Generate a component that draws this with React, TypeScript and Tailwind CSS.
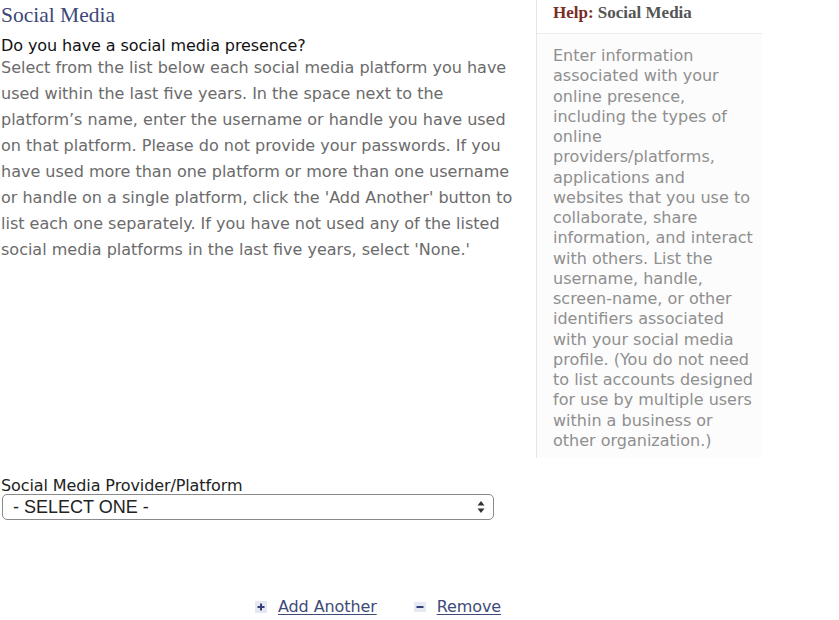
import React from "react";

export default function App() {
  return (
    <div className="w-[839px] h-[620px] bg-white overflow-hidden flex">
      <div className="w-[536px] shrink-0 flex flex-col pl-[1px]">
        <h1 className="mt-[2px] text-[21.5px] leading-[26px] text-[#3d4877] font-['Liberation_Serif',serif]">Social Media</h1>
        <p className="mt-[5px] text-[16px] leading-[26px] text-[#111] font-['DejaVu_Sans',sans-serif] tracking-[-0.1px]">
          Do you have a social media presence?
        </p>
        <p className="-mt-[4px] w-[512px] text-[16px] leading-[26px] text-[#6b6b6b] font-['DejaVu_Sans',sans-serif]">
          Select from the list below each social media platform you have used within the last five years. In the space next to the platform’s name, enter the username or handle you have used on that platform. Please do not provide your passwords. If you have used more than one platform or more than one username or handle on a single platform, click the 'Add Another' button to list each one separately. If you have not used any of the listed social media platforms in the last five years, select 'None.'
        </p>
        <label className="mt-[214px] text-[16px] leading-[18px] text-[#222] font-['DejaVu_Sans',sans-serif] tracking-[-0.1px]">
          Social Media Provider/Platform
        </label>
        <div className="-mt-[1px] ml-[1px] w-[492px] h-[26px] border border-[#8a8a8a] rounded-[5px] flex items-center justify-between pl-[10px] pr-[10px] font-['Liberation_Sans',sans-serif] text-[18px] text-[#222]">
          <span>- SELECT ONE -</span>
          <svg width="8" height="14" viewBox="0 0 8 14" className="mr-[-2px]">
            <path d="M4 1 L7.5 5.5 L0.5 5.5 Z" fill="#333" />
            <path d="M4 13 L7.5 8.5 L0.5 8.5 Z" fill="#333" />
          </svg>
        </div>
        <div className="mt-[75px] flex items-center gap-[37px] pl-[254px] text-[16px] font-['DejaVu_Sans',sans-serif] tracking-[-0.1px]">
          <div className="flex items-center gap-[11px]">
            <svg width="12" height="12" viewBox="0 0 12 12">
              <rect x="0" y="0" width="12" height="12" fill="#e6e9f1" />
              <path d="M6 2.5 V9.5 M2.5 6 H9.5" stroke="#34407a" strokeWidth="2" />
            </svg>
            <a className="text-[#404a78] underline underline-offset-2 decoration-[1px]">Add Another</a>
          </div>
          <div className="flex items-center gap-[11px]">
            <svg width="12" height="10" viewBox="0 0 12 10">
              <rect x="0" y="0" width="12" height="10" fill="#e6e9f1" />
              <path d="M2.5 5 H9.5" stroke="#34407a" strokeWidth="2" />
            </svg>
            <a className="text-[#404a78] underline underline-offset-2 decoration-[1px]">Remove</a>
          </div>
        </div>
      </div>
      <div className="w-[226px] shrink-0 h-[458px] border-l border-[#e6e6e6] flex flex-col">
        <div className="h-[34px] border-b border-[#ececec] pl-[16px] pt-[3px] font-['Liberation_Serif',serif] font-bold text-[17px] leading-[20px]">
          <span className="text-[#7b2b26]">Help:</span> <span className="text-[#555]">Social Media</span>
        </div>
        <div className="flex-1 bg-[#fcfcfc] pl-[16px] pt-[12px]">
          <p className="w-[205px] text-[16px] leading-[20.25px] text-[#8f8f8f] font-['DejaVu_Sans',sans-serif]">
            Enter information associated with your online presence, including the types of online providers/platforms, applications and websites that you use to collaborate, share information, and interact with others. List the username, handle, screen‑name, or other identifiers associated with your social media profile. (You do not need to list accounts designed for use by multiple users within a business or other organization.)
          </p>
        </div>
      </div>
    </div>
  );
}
· · · ·
**Aim**
Write out every line above exactly as it is, leaving out the pictures.

**Written solution**
Generate a component that draws this with React, TypeScript and Tailwind CSS.
import React from "react";

export default function App() {
  return (
    <div className="w-[839px] h-[620px] bg-white overflow-hidden flex">
      <div className="w-[536px] shrink-0 flex flex-col pl-[1px]">
        <h1 className="mt-[2px] text-[21.5px] leading-[26px] text-[#3d4877] font-['Liberation_Serif',serif]">Social Media</h1>
        <p className="mt-[5px] text-[16px] leading-[26px] text-[#111] font-['DejaVu_Sans',sans-serif] tracking-[-0.1px]">
          Do you have a social media presence?
        </p>
        <p className="-mt-[4px] w-[512px] text-[16px] leading-[26px] text-[#6b6b6b] font-['DejaVu_Sans',sans-serif]">
          Select from the list below each social media platform you have used within the last five years. In the space next to the platform’s name, enter the username or handle you have used on that platform. Please do not provide your passwords. If you have used more than one platform or more than one username or handle on a single platform, click the 'Add Another' button to list each one separately. If you have not used any of the listed social media platforms in the last five years, select 'None.'
        </p>
        <label className="mt-[214px] text-[16px] leading-[18px] text-[#222] font-['DejaVu_Sans',sans-serif] tracking-[-0.1px]">
          Social Media Provider/Platform
        </label>
        <div className="-mt-[1px] ml-[1px] w-[492px] h-[26px] border border-[#8a8a8a] rounded-[5px] flex items-center justify-between pl-[10px] pr-[10px] font-['Liberation_Sans',sans-serif] text-[18px] text-[#222]">
          <span>- SELECT ONE -</span>
          <svg width="8" height="14" viewBox="0 0 8 14" className="mr-[-2px]">
            <path d="M4 1 L7.5 5.5 L0.5 5.5 Z" fill="#333" />
            <path d="M4 13 L7.5 8.5 L0.5 8.5 Z" fill="#333" />
          </svg>
        </div>
        <div className="mt-[75px] flex items-center gap-[37px] pl-[254px] text-[16px] font-['DejaVu_Sans',sans-serif] tracking-[-0.1px]">
          <div className="flex items-center gap-[11px]">
            <svg width="12" height="12" viewBox="0 0 12 12">
              <rect x="0" y="0" width="12" height="12" fill="#e6e9f1" />
              <path d="M6 2.5 V9.5 M2.5 6 H9.5" stroke="#34407a" strokeWidth="2" />
            </svg>
            <a className="text-[#404a78] underline underline-offset-2 decoration-[1px]">Add Another</a>
          </div>
          <div className="flex items-center gap-[11px]">
            <svg width="12" height="10" viewBox="0 0 12 10">
              <rect x="0" y="0" width="12" height="10" fill="#e6e9f1" />
              <path d="M2.5 5 H9.5" stroke="#34407a" strokeWidth="2" />
            </svg>
            <a className="text-[#404a78] underline underline-offset-2 decoration-[1px]">Remove</a>
          </div>
        </div>
      </div>
      <div className="w-[226px] shrink-0 h-[458px] border-l border-[#e6e6e6] flex flex-col">
        <div className="h-[34px] border-b border-[#ececec] pl-[16px] pt-[3px] font-['Liberation_Serif',serif] font-bold text-[17px] leading-[20px]">
          <span className="text-[#7b2b26]">Help:</span> <span className="text-[#555]">Social Media</span>
        </div>
        <div className="flex-1 bg-[#fcfcfc] pl-[16px] pt-[12px]">
          <p className="w-[205px] text-[16px] leading-[20.25px] text-[#8f8f8f] font-['DejaVu_Sans',sans-serif]">
            Enter information associated with your online presence, including the types of online providers/platforms, applications and websites that you use to collaborate, share information, and interact with others. List the username, handle, screen‑name, or other identifiers associated with your social media profile. (You do not need to list accounts designed for use by multiple users within a business or other organization.)
          </p>
        </div>
      </div>
    </div>
  );
}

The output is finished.